Действительно, Павелецкий вокзал оказался малолюдным, но совсем свободных скамеек не было. На каких-то скамейках спали по-двое, а не других

— по-одному. Я критически осмотрел скамейки и решил прикорнуть на той, где уже спала полная женщина непонятных лет — лицо она закрыла косынкой. Женщина была невысокой и занимала немного места в длину.

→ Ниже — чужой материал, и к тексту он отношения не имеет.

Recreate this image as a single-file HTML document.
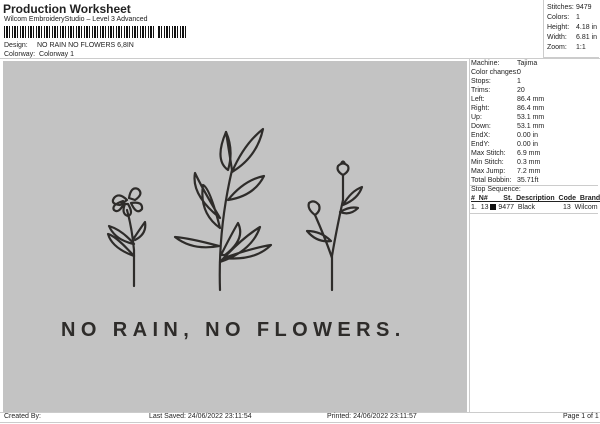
<!DOCTYPE html>
<html><head><style>
*{margin:0;padding:0;box-sizing:border-box}
body{width:600px;height:424px;background:#fff;font-family:"Liberation Sans",sans-serif;color:#222;position:relative;overflow:hidden;font-size:7px}
.a{position:absolute;white-space:nowrap}
</style></head><body>
<div class="a" style="left:3px;top:2px;font-size:12px;font-weight:bold">Production Worksheet</div>
<div class="a" style="left:4px;top:16px;font-size:7px">Wilcom EmbroideryStudio – Level 3 Advanced</div>
<div class="a" style="left:4px;top:26px;width:182px;height:12px;background:repeating-linear-gradient(90deg,#111 0 1px,#fff 1px 2px,#111 2px 4px,#fff 4px 5px,#111 5px 6px,#fff 6px 8px)"></div>
<div class="a" style="left:154px;top:26px;width:4px;height:12px;background:#fff"></div>
<div class="a" style="left:4px;top:42px">Design:</div>
<div class="a" style="left:37px;top:42px">NO RAIN NO FLOWERS 6,8IN</div>
<div class="a" style="left:4px;top:51px">Colorway:&nbsp; Colorway 1</div>
<div class="a" style="left:543px;top:0;width:56px;height:58px;border-left:1px solid #ccc;border-bottom:1px solid #ccc"></div>
<div class="a" style="left:547px;top:3px;line-height:10px">Stitches:<br>Colors:<br>Height:<br>Width:<br>Zoom:</div>
<div class="a" style="left:576px;top:3px;line-height:10px">9479<br>1<br>4.18 in<br>6.81 in<br>1:1</div>
<div class="a" style="left:0;top:58px;width:600px;border-top:1px solid #ccc"></div>
<div class="a" style="left:3px;top:61px;width:464px;height:351px;background:#c3c3c3"></div>
<div class="a" style="left:469px;top:58px;width:1px;height:354px;background:#ccc"></div>
<div class="a" style="left:471px;top:59px;line-height:9px">Machine:<br>Color changes:<br>Stops:<br>Trims:<br>Left:<br>Right:<br>Up:<br>Down:<br>EndX:<br>EndY:<br>Max Stitch:<br>Min Stitch:<br>Max Jump:<br>Total Bobbin:</div>
<div class="a" style="left:517px;top:59px;line-height:9px">Tajima<br>0<br>1<br>20<br>86.4 mm<br>86.4 mm<br>53.1 mm<br>53.1 mm<br>0.00 in<br>0.00 in<br>6.9 mm<br>0.3 mm<br>7.2 mm<br>35.71ft</div>
<div class="a" style="left:470px;top:185px;width:128px;border-top:1px solid #ccc"></div>
<div class="a" style="left:471px;top:186px">Stop Sequence:</div>
<div class="a" style="left:471px;top:195px;font-weight:bold;text-decoration:underline">#&nbsp; N#&nbsp;&nbsp;&nbsp;&nbsp;&nbsp;&nbsp;&nbsp; St.&nbsp; Description&nbsp; Code&nbsp; Brand</div>
<div class="a" style="left:471px;top:204px">1.&nbsp; 13 <span style="display:inline-block;width:6px;height:6px;background:#111;vertical-align:-1px"></span> 9477&nbsp; Black</div>
<div class="a" style="left:563px;top:204px">13&nbsp; Wilcom</div>
<div class="a" style="left:470px;top:213px;width:128px;border-top:1px solid #ccc"></div>
<div class="a" style="left:0;top:412px;width:600px;height:11px;border-top:1px solid #ccc;border-bottom:1px solid #ccc"></div>
<div class="a" style="left:4px;top:413px">Created By:</div>
<div class="a" style="left:149px;top:413px">Last Saved: 24/06/2022 23:11:54</div>
<div class="a" style="left:327px;top:413px">Printed: 24/06/2022 23:11:57</div>
<div class="a" style="left:563px;top:413px">Page 1 of 1</div>
<svg class="a" style="left:0;top:0" width="600" height="424" fill="none" stroke="#2e2c2a" stroke-width="2.2" stroke-linecap="round" stroke-linejoin="round">
<path d="M134 286 L134 250 Q132 228 127 210"/>
<path d="M127 200 q-8 -8 -13 -2 q-4 6 6 7 z M129 198 q2 -12 9 -9 q6 5 -3 11 z M131 203 q12 -2 11 6 q-5 6 -10 -4 z M125 204 q-4 10 3 12 q6 -2 0 -12 z M123 201 q-12 4 -9 9 q5 4 10 -7 z"/>
<path d="M134 256 q-18 -20 -26 -22 q4 14 26 22 M134 244 q-12 -14 -25 -18 q6 14 25 18 M134 238 q8 -12 11 -16 q2 12 -10 18"/>
<path d="M220 290 Q218 230 232 170 L226 132"/>
<path d="M226 132 q-12 28 2 38 q6 -20 -2 -38 z M232 172 q12 -28 31 -43 q-6 28 -31 43 z M228 200 q16 -20 36 -24 q-10 20 -36 24 z M220 218 q-18 -30 -25 -45 q-4 22 25 45 z M220 228 q-10 -40 -17 -43 q-4 28 17 43 z M219 246 q-30 -8 -44 -9 q18 14 44 9 z M220 262 q22 -24 40 -35 q-8 24 -40 35 z M224 258 q28 -10 47 -13 q-16 16 -47 13 z M221 255 q10 -20 17 -32 q8 16 -13 32 z"/>
<path d="M332 290 L332 256 Q336 232 343 200 L343 175 M332 258 Q326 240 315 215"/>
<path d="M343 175 q-7 -4 -5 -9 q5 -5 10 0 q2 5 -5 9 z M341 164 q2 -5 4 0 M315 215 q-8 -6 -6 -12 q5 -4 10 2 q2 6 -4 10 z M343 205 q8 -14 19 -18 q-4 12 -19 18 z M340 212 q10 -6 18 -4 q-8 8 -18 4 z M331 241 q-10 -10 -24 -10 q10 12 24 10 z"/>
</svg>
<div class="a" style="left:61px;top:319px;font-size:20px;letter-spacing:5.4px;color:#2e2c2a;font-weight:bold">NO RAIN, NO FLOWERS.</div>
</body></html>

Я сперва присел, потом прилег, подложив портфель под голову. Железные «остановы» больно «кусались» даже через портфель. Сильно мешал свет в зале ожидания. Но постепенно усталость взяла свое, и я заснул. Проснулся я часов в шесть, вставать было еще рано, и я вожделенно взглянул на полные ноги моей соседки, решив хоть на часок прилечь на что-нибудь мягкое. Пододвинувшись к полной даме, я осторожно положил голову ей на голень вытянутой в мою сторону ноги. Но голова моя уперлась во что-то твердое. Не поверив первому впечатлению, я несколько раз ткнулся головой о голень женщины, но она, о ужас, была твердой, как бревно. Сон прошел мгновенно, я присел и костяшками пальцев постучал по дамской ножке. Звук был такой, словно я стучу по деревянной трубе. Я в страхе поднял глаза на голову женщины и увидел, что она, проснулась, и, откинув косынку, с любопытством наблюдает за моими действиями.

— Что, хотел поспать на мягком, милок? — добродушно спросила женщина лет пятидесяти, — протез там у меня, нету левой ноги, понимаешь! Если хочешь, я повернусь, можешь прилечь на правую, она настоящая, мягкая!

Я вскочил на ноги и стал благодарить, отказываясь и извиняясь. Женщина поняла, что я здорово испугался, вздохнула, и снова накрыла лицо косынкой. Я пошел в туалет стирать и трусить свое нейлоновое белье. Потом побрился, стоя в трусах, которые за время бритья высохли. Оделся, даже надел нейлоновый плетеный галстук на резинке, взял портфель и вышел.